→ **Instructions to follow**: In how many lines does the string "React" appear? Answer with the number only.
☆ ☆ ☆ ☆ ☆
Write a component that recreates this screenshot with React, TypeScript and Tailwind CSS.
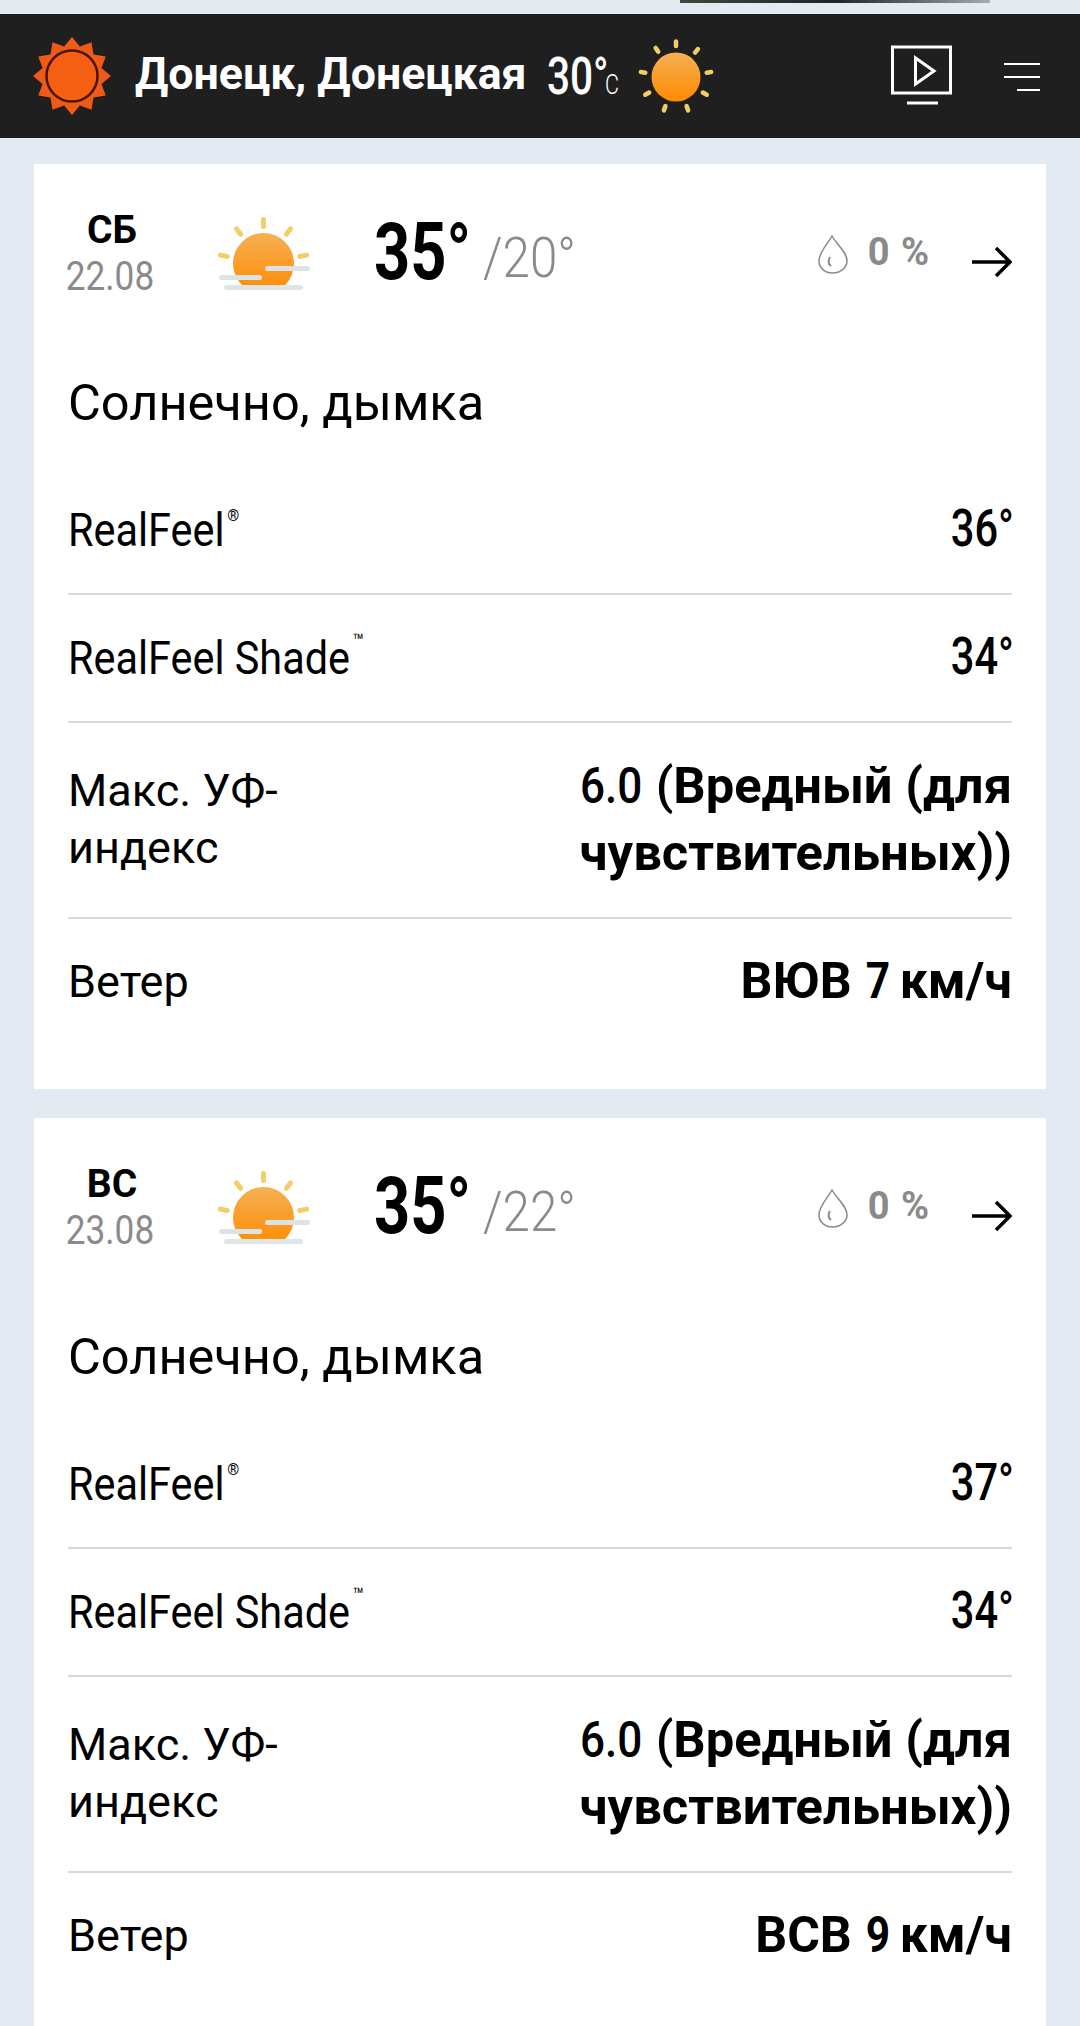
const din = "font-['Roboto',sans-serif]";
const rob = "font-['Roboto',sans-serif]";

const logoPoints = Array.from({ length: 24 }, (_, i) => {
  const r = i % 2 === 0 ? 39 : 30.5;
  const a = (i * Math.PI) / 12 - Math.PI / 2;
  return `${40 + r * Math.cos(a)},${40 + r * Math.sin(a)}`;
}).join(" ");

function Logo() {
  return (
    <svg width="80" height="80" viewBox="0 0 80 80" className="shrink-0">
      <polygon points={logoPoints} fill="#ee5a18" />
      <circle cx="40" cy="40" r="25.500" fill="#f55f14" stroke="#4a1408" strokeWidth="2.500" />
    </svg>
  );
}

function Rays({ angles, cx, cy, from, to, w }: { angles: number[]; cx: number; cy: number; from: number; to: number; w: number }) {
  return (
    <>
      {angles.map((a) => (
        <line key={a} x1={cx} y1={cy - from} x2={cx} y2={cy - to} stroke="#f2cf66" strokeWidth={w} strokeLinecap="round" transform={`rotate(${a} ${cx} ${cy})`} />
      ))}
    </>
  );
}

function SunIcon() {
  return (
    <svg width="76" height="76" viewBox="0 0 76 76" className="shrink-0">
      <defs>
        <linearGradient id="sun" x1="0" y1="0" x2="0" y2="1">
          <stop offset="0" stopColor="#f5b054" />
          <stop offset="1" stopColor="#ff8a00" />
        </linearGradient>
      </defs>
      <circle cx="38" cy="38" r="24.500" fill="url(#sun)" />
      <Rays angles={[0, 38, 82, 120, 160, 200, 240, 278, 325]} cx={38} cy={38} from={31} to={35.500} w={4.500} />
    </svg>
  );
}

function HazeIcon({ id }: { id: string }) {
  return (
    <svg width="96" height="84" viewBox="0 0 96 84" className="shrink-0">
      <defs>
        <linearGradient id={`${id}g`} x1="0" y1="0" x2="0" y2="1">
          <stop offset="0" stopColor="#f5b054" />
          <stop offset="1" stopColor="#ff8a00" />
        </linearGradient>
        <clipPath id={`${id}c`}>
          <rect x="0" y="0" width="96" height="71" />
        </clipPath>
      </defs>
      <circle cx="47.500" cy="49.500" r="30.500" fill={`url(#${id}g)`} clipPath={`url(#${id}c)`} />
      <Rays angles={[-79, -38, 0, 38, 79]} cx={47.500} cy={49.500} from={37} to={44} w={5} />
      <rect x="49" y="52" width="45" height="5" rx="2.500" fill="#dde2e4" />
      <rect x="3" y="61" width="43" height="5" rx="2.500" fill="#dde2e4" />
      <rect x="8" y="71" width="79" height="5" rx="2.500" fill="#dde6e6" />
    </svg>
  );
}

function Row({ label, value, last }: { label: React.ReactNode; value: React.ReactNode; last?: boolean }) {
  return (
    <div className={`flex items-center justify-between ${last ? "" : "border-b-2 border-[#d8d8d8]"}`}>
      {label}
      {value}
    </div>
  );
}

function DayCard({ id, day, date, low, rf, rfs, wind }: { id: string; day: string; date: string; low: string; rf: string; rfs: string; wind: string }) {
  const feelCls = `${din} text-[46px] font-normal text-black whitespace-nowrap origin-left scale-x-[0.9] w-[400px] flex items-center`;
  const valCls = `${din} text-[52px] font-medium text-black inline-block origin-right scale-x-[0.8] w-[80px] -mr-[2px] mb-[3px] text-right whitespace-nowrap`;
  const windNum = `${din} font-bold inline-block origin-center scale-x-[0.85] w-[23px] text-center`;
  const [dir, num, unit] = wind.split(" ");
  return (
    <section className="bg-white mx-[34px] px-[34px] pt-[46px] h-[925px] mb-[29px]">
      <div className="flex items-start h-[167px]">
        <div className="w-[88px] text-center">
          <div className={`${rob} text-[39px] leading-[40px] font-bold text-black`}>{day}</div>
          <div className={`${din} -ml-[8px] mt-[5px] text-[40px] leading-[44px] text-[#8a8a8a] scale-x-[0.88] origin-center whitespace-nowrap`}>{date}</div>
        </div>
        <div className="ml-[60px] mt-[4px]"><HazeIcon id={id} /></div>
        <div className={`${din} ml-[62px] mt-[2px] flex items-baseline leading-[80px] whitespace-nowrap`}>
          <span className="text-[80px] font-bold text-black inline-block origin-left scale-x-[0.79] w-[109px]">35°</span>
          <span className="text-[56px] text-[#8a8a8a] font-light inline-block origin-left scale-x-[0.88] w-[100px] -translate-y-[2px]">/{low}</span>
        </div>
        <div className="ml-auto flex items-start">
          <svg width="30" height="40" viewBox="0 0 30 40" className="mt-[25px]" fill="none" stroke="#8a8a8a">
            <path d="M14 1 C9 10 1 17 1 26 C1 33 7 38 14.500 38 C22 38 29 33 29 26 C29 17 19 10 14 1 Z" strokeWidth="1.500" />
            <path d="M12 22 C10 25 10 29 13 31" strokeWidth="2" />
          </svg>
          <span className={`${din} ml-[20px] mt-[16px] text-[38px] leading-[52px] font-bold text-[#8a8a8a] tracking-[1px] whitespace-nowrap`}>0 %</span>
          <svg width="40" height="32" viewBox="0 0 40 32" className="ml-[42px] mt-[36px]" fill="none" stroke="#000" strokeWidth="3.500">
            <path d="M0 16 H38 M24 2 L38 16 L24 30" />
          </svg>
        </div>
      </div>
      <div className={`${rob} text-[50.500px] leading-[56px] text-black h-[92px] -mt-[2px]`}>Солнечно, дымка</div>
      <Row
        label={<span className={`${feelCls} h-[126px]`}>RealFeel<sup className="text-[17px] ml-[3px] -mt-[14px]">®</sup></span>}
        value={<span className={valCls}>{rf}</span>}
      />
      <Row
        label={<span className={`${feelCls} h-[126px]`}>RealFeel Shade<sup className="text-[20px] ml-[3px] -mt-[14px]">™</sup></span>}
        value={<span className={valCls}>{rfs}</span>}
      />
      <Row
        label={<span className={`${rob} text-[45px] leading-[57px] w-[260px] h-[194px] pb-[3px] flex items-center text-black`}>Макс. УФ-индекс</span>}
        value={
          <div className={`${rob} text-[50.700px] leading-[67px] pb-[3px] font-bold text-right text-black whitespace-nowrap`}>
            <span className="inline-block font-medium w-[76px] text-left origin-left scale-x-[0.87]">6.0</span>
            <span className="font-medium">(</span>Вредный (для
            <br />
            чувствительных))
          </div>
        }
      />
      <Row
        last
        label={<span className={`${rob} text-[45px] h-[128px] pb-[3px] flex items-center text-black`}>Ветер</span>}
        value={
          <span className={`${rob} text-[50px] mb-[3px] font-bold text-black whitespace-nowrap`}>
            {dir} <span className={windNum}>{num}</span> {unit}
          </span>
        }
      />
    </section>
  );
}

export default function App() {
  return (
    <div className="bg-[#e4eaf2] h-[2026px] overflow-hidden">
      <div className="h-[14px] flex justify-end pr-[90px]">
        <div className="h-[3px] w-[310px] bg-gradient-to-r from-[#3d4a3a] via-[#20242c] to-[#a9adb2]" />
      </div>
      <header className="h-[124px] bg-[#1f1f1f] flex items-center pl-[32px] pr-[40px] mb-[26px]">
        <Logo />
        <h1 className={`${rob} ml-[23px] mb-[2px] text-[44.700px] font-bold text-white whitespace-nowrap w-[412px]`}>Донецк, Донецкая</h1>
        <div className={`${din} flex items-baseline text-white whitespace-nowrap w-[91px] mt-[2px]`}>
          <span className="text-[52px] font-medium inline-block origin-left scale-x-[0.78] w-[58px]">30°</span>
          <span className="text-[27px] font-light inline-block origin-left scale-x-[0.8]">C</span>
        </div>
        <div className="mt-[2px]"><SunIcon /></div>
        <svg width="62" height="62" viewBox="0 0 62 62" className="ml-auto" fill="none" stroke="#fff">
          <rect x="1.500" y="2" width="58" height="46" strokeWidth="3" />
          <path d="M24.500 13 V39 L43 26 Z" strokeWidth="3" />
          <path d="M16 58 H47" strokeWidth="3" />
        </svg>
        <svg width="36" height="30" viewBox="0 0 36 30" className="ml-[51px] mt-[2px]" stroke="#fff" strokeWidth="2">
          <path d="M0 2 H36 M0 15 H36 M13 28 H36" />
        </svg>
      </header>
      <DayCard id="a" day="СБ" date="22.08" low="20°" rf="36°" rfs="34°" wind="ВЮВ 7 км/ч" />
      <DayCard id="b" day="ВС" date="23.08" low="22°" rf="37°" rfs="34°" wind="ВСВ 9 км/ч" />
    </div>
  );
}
☆ ☆ ☆ ☆ ☆
→ **Reply to the exercise**: 2